There are still no examples of mutation-driven evolution of sex differences or of any other population-wide beneficial mutations for comparison. However, until earlier this month, despite the fact that no experimental evidence supported mutations theory, the broad-based acceptance of evolutionary theory probably should have led us to be more specific. We now know that no evidence suggests mutations are fixed in the genome, which means that mutation-driven evolution is a theory that can be dismissed, and that we were justified to ignore the theory in the context of biological facts.
We also now know that the fitness effect of gene duplication in yeasts is glucose-dependent (Kondrashov 2012) and there is now more evidence that reproduction in yeasts is pheromone-controlled (Schmidt 2013). Those facts make it pertinent to look back on what we wrote about sex differences in mammals in 1996.
“It is now recognized that other genes on other chromosomes can induce sex reversal regardless of the individual’s SRY status (Bennett, Docherty, Robb, Ramani, Hawkins, and Grant, 1993; Kwok, Tyler-Smith, Mendonca, Hughes, Berkovitz, Goodfellow, and Hawkins, 1996; Schafer et al., 1995). Similarly, therefore, if specific genes or genomic regions are found to be primary determinants of sexual orientations, upstream and downstream genes are likely also to play crucial roles. And these multigene interrelationships will have profound impact upon phenotypes and judgments derived therefrom. Parenthetically it is interesting to note even the yeast Saccharomyces cerevisiae has a gene-based equivalent of sexual orientation (i.e., a-factor and alpha-factor physiologies). These differences arise from different epigenetic modifications of an otherwise identical MAT locus (Runge and Zakian, 1996; Wu and Haber, 1995).”

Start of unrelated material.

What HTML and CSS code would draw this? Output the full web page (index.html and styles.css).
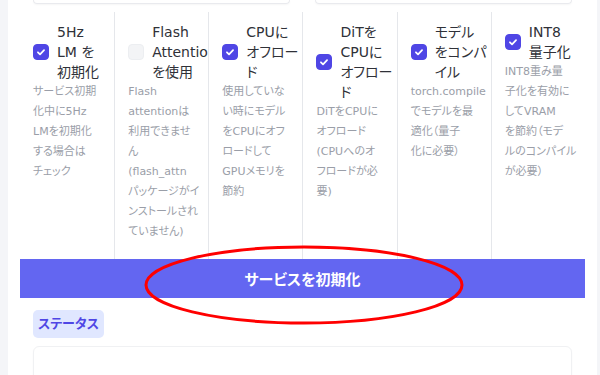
FILE: index.html
```html
<!DOCTYPE html>
<html>
	<head>
		<meta charset="utf-8">
		<title>サービス設定</title>
		<link rel="stylesheet" href="styles.css">
	</head>
	<body>
		<div class="page">
			<div class="top-cards">
				<div class="card"></div>
				<div class="card"></div>
			</div>

			<div class="options">
				<div class="opt">
					<div class="opt-head">
						<span class="check on"><svg viewBox="0 0 16 16"><path d="M4.5 8.3l2.4 2.4 4.6-4.8"/></svg></span>
						<span class="opt-label">5Hz<br>LM を<br>初期化</span>
					</div>
					<div class="opt-info">サービス初期<br>化中に5Hz<br>LMを初期化<br>する場合は<br>チェック</div>
				</div>
				<div class="opt">
					<div class="opt-head">
						<span class="check"></span>
						<span class="opt-label">Flash<br>Attention<br>を使用</span>
					</div>
					<div class="opt-info">Flash<br>attentionは<br>利用できませ<br>ん<br>(flash_attn<br>パッケージがイ<br>ンストールされ<br>ていません)</div>
				</div>
				<div class="opt">
					<div class="opt-head">
						<span class="check on"><svg viewBox="0 0 16 16"><path d="M4.5 8.3l2.4 2.4 4.6-4.8"/></svg></span>
						<span class="opt-label">CPUに<br>オフロー<br>ド</span>
					</div>
					<div class="opt-info">使用していな<br>い時にモデル<br>をCPUにオフ<br>ロードして<br>GPUメモリを<br>節約</div>
				</div>
				<div class="opt">
					<div class="opt-head">
						<span class="check on"><svg viewBox="0 0 16 16"><path d="M4.5 8.3l2.4 2.4 4.6-4.8"/></svg></span>
						<span class="opt-label">DiTを<br>CPUに<br>オフロー<br>ド</span>
					</div>
					<div class="opt-info">DiTをCPUに<br>オフロード<br>(CPUへのオ<br>フロードが必<br>要)</div>
				</div>
				<div class="opt">
					<div class="opt-head">
						<span class="check on"><svg viewBox="0 0 16 16"><path d="M4.5 8.3l2.4 2.4 4.6-4.8"/></svg></span>
						<span class="opt-label">モデル<br>をコンパ<br>イル</span>
					</div>
					<div class="opt-info">torch.compile<br>でモデルを最<br>適化（量子<br>化に必要）</div>
				</div>
				<div class="opt">
					<div class="opt-head">
						<span class="check on"><svg viewBox="0 0 16 16"><path d="M4.5 8.3l2.4 2.4 4.6-4.8"/></svg></span>
						<span class="opt-label">INT8<br>量子化</span>
					</div>
					<div class="opt-info">INT8重み量<br>子化を有効に<br>してVRAM<br>を節約（モデ<br>ルのコンパイル<br>が必要）</div>
				</div>
			</div>

			<button class="init-btn">サービスを初期化</button>

			<div class="status">
				<span class="status-label">ステータス</span>
				<div class="status-box"></div>
			</div>

			<!-- 注釈の赤い丸 -->
			<svg class="mark" viewBox="0 0 322 82"><ellipse cx="161" cy="41" rx="158" ry="38"/></svg>
		</div>
	</body>
</html>
```

FILE: styles.css
```css
html, body {margin: 0; padding: 0;}
body {
	background: #f4f5f8;
	font-family: "DejaVu Sans", "Noto Sans CJK JP", sans-serif;
	font-feature-settings: "palt";
	color: #333;
	overflow: hidden;
}
.page {
	position: relative;
	margin: 0 3px 0 8px;
	height: 375px;
	padding: 0 12px;
	background: #fff;
}
.top-cards {display: flex; gap: 25px; padding: 0 13px; height: 4px;}
.card {
	flex: 1;
	height: 3px;
	border: 1px solid #e9eaee;
	border-top: none;
	border-radius: 0 0 7px 7px;
	box-shadow: 0 1px 2px rgba(0,0,0,0.04);
}
.options {
	display: grid;
	grid-template-columns: repeat(6, 1fr);
	margin-top: 8px;
	height: 247px;
}
.opt {
	padding: 10px 13px 0;
	border-left: 1px solid #e5e7eb;
	overflow: hidden;
	min-width: 0;
}
.opt:first-child {border-left: none;}
.opt-head {display: flex; align-items: center; gap: 8px;}
.check {
	flex: none;
	width: 16px;
	height: 16px;
	box-sizing: border-box;
	border-radius: 4px;
	background: #f3f4f6;
	border: 1px solid #eceef1;
}
.check.on {background: #4f46e5; border-color: #4f46e5;}
.check svg {display: block; width: 14px; height: 14px;}
.check path {fill: none; stroke: #fff; stroke-width: 2; stroke-linecap: round; stroke-linejoin: round;}
.opt-label {font-size: 14px; line-height: 20px; white-space: nowrap; color: #2f3138;}
.opt-info {font-size: 11px; line-height: 20px; white-space: nowrap; color: #9a9ea8;}

.init-btn {
	display: block;
	width: 100%;
	height: 39px;
	border: none;
	background: #6366f1;
	color: #fff;
	font-family: inherit;
	font-feature-settings: "palt";
	font-size: 15px;
	font-weight: 700;
}
.status {padding: 12px 13px 0;}
.status-label {
	display: inline-block;
	height: 28px;
	line-height: 28px;
	padding: 0 5px;
	border-radius: 5px;
	background: #e0e7ff;
	color: #4f46e5;
	font-size: 13px;
	font-weight: 700;
}
.status-box {
	margin-top: 8px;
	height: 60px;
	border: 1px solid #f0f1f3;
	border-radius: 6px;
	box-shadow: 0 1px 2px rgba(0,0,0,0.03);
}
.mark {position: absolute; left: 135px; top: 244px; width: 322px; height: 82px; overflow: visible;}
.mark ellipse {fill: none; stroke: #f00; stroke-width: 3;}
```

The perspective on epigenetics and nutrient-dependent sex differences now added by Schmidt can be viewed in this comment on his work: ‘These signaling pathways are highly conserved, and thus these results suggest possible crosstalk between nutrient and energy-sensing pathways and G protein–coupled receptor–regulated processes in higher organisms as well.” That being said, it may now be easier for others to move from nutrient-dependent pheromone-controlled adaptive evolution in yeasts to the G protein-coupled physiology of receptor-mediated behaviors that link the conserved molecular mechanisms of yeasts to the nutrient-dependent pheromone-controlled gonadotropin releasing hormone (GnRH) pulse frequency in mammals. Indeed, instead of touting mutations theory, even evolutionary theorists and human ethologists may begin to discuss the fact that olfaction and odor receptors provide a clear evolutionary trail that can be followed from unicellular organisms to insects to humans, and there is a model for that.

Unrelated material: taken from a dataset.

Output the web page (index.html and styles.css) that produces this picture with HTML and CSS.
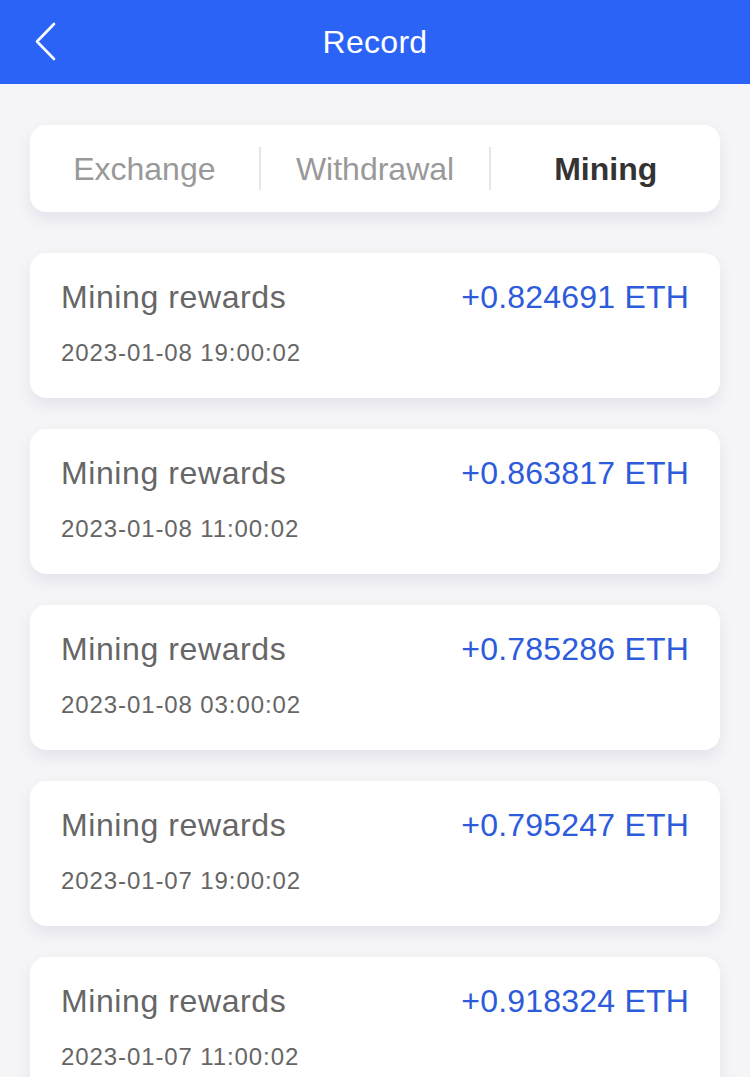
FILE: index.html
```html
<!DOCTYPE html>
<html>
<head>
<meta charset="utf-8">
<link rel="stylesheet" href="styles.css">
</head>
<body>
<header class="topbar">
  <span class="back">
    <svg width="24" height="40" viewBox="0 0 24 40"><path d="M19 3 L2 20.5 L19 38" fill="none" stroke="#fff" stroke-width="2.6" stroke-linecap="round" stroke-linejoin="round"/></svg>
  </span>
  <h1 class="title">Record</h1>
</header>
<main class="content">
  <nav class="tabs">
    <div class="tab">Exchange</div>
    <div class="sep"></div>
    <div class="tab">Withdrawal</div>
    <div class="sep"></div>
    <div class="tab active">Mining</div>
  </nav>
  <div class="card">
    <div class="row"><span class="label">Mining rewards</span><span class="amount">+0.824691 ETH</span></div>
    <div class="date">2023-01-08 19:00:02</div>
  </div>
  <div class="card">
    <div class="row"><span class="label">Mining rewards</span><span class="amount">+0.863817 ETH</span></div>
    <div class="date">2023-01-08 11:00:02</div>
  </div>
  <div class="card">
    <div class="row"><span class="label">Mining rewards</span><span class="amount">+0.785286 ETH</span></div>
    <div class="date">2023-01-08 03:00:02</div>
  </div>
  <div class="card">
    <div class="row"><span class="label">Mining rewards</span><span class="amount">+0.795247 ETH</span></div>
    <div class="date">2023-01-07 19:00:02</div>
  </div>
  <div class="card">
    <div class="row"><span class="label">Mining rewards</span><span class="amount">+0.918324 ETH</span></div>
    <div class="date">2023-01-07 11:00:02</div>
  </div>
</main>
</body>
</html>
```
FILE: styles.css
```css
* { box-sizing: border-box; }
html, body {
  margin: 0;
  padding: 0;
  background: #f5f5f7;
  font-family: "Liberation Sans", Arial, sans-serif;
}
body { height: 1077px; overflow: hidden; }
.topbar {
  height: 84px;
  background: #2b63f6;
  display: flex;
  align-items: center;
  justify-content: center;
  position: relative;
}
.back {
  position: absolute;
  left: 35px;
  top: 21px;
  width: 24px;
  height: 40px;
  display: block;
}
.back svg { display: block; }
.title {
  margin: 0;
  font-size: 32px;
  font-weight: normal;
  color: #fff;
  line-height: 40px;
  letter-spacing: 0.3px;
}
.content {
  padding: 41px 30px 0;
  display: flex;
  flex-direction: column;
  gap: 31px;
}
.tabs {
  height: 87px;
  background: #fff;
  border-radius: 16px;
  box-shadow: 0 7px 14px rgba(110, 105, 170, 0.13);
  display: flex;
  align-items: center;
  margin-bottom: 10px;
}
.tab {
  flex: 1;
  text-align: center;
  font-size: 32px;
  line-height: 40px;
  color: #999;
}
.tab.active {
  color: #333;
  font-weight: bold;
}
.sep {
  width: 2px;
  height: 43px;
  background: #e6e6e6;
}
.card {
  background: #fff;
  border-radius: 16px;
  box-shadow: 0 7px 14px rgba(110, 105, 170, 0.13);
  padding: 24px 31px 30px 31px;
  height: 145px;
  flex-shrink: 0;
}
.row {
  display: flex;
  justify-content: space-between;
  align-items: baseline;
  line-height: 40px;
}
.label {
  font-size: 32px;
  color: #666;
  letter-spacing: 0.6px;
}
.amount {
  font-size: 32px;
  color: #2d5bdc;
  letter-spacing: 0.2px;
}
.date {
  margin-top: 21px;
  font-size: 24px;
  line-height: 30px;
  color: #666;
  letter-spacing: 0.9px;
}
```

Our 1996 model of genetically predisposed hormone-organized and hormone-activated mammalian behavior was extended to invertebrates in 2000, and to humans in 2001. It was even extended to human sexual orientation in 2006/7. We need only now look at the model in its across species context (e.g., from microbes to man) to see its explanatory power sans mutations theory.

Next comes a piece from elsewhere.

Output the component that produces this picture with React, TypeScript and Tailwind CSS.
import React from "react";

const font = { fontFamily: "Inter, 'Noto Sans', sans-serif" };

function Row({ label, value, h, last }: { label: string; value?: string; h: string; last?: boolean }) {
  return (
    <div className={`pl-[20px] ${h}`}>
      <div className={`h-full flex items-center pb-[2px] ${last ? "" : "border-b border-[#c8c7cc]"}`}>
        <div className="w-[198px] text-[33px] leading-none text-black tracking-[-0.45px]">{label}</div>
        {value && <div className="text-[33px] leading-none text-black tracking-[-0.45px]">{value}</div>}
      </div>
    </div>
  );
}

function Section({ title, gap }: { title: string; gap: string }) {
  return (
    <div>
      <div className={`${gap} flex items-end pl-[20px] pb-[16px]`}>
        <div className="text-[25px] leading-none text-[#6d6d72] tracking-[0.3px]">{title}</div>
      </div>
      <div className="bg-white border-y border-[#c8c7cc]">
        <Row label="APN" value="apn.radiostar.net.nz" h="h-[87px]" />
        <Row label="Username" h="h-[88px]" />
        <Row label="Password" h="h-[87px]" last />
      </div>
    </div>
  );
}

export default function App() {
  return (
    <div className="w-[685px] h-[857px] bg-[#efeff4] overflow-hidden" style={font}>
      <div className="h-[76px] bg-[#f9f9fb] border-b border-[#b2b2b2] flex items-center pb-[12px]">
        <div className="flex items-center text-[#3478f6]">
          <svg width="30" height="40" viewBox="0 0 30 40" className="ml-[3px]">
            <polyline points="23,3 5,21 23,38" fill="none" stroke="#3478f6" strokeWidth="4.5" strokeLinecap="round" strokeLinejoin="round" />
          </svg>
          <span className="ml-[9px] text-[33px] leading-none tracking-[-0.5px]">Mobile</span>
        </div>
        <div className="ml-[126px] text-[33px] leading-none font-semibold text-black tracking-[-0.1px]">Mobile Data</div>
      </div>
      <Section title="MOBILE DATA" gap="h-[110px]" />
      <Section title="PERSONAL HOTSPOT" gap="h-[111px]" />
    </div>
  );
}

Nutrient-dependent alternative splicings that lead to sex differences are those that also lead to morphogenesis associated with the sex differences and with species-specific morphogenesis attributed to nutrient-dependent pheromone-controlled amino acid substitutions that link the epigenetic effects of olfactory/pheromonal input to species diversification and adaptive evolution in species from microbes to man. Thus, our 1996 model has become Nutrient-dependent/pheromone-controlled adaptive evolution: a model, which integrates nutrient availability with sex in species from microbes to man (not just in yeasts).